Code that builds pages
>> Begin

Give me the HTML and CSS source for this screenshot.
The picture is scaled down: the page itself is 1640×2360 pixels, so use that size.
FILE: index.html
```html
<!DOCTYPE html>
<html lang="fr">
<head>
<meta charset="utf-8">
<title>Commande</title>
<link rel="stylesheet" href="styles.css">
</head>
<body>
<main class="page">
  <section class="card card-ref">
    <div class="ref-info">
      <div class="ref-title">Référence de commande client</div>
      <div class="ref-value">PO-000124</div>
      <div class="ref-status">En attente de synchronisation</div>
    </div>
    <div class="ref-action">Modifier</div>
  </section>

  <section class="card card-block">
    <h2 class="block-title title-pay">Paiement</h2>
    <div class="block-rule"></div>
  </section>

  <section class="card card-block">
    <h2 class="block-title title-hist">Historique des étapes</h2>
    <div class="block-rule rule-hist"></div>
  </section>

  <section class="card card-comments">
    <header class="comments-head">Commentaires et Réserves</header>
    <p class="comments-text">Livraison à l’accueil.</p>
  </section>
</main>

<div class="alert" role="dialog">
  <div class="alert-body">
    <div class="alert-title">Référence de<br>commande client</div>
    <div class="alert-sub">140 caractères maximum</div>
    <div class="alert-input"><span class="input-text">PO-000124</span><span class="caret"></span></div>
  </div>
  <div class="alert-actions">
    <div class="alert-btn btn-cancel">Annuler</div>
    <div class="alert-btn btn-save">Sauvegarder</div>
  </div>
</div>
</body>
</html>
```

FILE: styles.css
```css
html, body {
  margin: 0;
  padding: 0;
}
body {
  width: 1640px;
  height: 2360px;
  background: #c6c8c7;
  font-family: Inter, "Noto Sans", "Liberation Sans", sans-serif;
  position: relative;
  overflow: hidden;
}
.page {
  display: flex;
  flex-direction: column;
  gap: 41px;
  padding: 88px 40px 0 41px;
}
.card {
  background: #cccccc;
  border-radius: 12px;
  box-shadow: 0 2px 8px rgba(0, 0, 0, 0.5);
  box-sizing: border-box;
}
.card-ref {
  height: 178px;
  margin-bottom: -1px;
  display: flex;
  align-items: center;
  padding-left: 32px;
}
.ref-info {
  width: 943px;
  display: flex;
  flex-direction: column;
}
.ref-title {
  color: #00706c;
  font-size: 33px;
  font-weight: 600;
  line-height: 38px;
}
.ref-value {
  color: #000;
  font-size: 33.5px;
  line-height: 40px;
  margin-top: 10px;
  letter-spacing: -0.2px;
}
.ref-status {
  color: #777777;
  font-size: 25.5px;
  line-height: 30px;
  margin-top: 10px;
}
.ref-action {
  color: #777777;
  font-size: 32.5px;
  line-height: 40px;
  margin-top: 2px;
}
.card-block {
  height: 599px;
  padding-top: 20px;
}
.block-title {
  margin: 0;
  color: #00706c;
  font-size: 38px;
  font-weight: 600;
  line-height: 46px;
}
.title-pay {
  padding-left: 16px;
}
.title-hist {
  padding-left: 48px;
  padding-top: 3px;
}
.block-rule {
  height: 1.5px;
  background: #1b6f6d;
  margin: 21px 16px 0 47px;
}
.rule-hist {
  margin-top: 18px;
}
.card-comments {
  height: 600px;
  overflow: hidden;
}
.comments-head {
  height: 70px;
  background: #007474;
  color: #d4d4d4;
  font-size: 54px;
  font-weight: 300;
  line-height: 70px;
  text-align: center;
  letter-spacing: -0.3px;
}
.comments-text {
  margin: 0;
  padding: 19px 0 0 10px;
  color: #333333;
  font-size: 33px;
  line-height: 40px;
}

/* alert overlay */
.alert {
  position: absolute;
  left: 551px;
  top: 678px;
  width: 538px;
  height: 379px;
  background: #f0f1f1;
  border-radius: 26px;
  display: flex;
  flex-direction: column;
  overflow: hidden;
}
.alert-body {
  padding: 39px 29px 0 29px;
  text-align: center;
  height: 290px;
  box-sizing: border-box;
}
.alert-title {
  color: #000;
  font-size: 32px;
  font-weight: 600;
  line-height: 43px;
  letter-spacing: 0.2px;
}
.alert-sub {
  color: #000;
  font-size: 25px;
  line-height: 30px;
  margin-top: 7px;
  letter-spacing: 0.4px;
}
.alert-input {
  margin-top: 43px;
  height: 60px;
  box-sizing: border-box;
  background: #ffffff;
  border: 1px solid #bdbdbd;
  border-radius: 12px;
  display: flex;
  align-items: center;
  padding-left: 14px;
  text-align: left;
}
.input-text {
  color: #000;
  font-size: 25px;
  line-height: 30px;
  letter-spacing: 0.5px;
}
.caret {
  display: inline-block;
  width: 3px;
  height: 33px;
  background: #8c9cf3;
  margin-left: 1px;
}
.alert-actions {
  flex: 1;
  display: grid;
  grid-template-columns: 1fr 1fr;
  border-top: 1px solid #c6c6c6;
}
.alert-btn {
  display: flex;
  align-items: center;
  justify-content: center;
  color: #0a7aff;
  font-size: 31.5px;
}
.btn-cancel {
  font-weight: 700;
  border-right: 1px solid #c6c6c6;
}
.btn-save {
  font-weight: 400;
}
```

>> End
>> Begin

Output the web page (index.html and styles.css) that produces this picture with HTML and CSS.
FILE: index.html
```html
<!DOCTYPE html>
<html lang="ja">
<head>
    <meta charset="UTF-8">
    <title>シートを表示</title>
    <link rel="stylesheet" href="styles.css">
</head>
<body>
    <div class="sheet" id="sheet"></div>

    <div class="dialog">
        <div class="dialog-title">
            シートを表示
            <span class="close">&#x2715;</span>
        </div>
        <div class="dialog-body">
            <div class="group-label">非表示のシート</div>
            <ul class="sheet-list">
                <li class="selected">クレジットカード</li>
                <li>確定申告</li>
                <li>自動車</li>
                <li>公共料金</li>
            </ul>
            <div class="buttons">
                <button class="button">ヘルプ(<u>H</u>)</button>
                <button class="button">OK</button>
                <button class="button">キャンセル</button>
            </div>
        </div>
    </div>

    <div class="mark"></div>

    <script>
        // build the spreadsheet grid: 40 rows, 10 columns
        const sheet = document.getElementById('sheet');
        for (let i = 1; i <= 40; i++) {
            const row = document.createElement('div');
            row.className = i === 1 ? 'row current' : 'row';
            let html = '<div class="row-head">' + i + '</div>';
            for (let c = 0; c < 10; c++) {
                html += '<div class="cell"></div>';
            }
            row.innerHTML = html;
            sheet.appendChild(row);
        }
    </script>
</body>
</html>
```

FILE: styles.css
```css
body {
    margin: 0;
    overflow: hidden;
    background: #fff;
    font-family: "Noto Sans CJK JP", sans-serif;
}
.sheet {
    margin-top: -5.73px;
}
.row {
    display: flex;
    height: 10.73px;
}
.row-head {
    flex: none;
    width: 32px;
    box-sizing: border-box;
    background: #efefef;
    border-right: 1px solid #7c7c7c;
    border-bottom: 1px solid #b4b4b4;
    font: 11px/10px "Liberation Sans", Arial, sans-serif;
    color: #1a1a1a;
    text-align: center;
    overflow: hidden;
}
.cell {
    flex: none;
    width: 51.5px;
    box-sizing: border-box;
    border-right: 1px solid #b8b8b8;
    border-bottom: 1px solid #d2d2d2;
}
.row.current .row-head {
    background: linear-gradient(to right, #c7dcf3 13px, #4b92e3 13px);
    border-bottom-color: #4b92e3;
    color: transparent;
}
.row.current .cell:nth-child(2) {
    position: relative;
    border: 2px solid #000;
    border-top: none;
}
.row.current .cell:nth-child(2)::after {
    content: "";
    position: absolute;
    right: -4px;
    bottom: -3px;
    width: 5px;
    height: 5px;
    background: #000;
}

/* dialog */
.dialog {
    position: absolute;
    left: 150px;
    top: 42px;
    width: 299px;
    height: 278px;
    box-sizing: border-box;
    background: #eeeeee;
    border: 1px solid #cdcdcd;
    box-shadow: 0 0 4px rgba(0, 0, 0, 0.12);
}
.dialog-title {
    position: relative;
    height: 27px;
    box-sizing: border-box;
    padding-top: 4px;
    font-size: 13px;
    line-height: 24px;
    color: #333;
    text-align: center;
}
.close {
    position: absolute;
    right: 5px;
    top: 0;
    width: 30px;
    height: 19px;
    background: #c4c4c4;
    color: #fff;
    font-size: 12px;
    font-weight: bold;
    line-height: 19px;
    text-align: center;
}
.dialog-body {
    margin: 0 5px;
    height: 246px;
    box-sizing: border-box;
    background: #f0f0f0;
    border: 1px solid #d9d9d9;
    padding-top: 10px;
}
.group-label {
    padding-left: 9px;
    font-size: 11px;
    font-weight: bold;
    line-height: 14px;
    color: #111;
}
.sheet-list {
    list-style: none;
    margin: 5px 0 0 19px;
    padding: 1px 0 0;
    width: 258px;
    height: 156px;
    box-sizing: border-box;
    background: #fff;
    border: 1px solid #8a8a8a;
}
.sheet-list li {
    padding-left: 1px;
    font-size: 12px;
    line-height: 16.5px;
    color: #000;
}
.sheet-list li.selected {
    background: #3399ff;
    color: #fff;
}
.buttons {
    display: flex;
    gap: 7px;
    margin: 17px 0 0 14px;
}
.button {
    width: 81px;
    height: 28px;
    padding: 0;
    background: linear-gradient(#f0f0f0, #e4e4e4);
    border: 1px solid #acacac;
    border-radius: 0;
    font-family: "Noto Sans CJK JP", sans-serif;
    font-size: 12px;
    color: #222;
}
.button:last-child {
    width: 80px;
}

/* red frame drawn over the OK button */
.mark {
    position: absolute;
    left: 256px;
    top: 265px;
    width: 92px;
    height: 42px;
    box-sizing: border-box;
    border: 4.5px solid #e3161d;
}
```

>> End

Task description:
Identify the lines above that contain the word "styles", then copy them.

Solution for this task:
<link rel="stylesheet" href="styles.css">
FILE: styles.css
Output the web page (index.html and styles.css) that produces this picture with HTML and CSS.
    <link rel="stylesheet" href="styles.css">
FILE: styles.css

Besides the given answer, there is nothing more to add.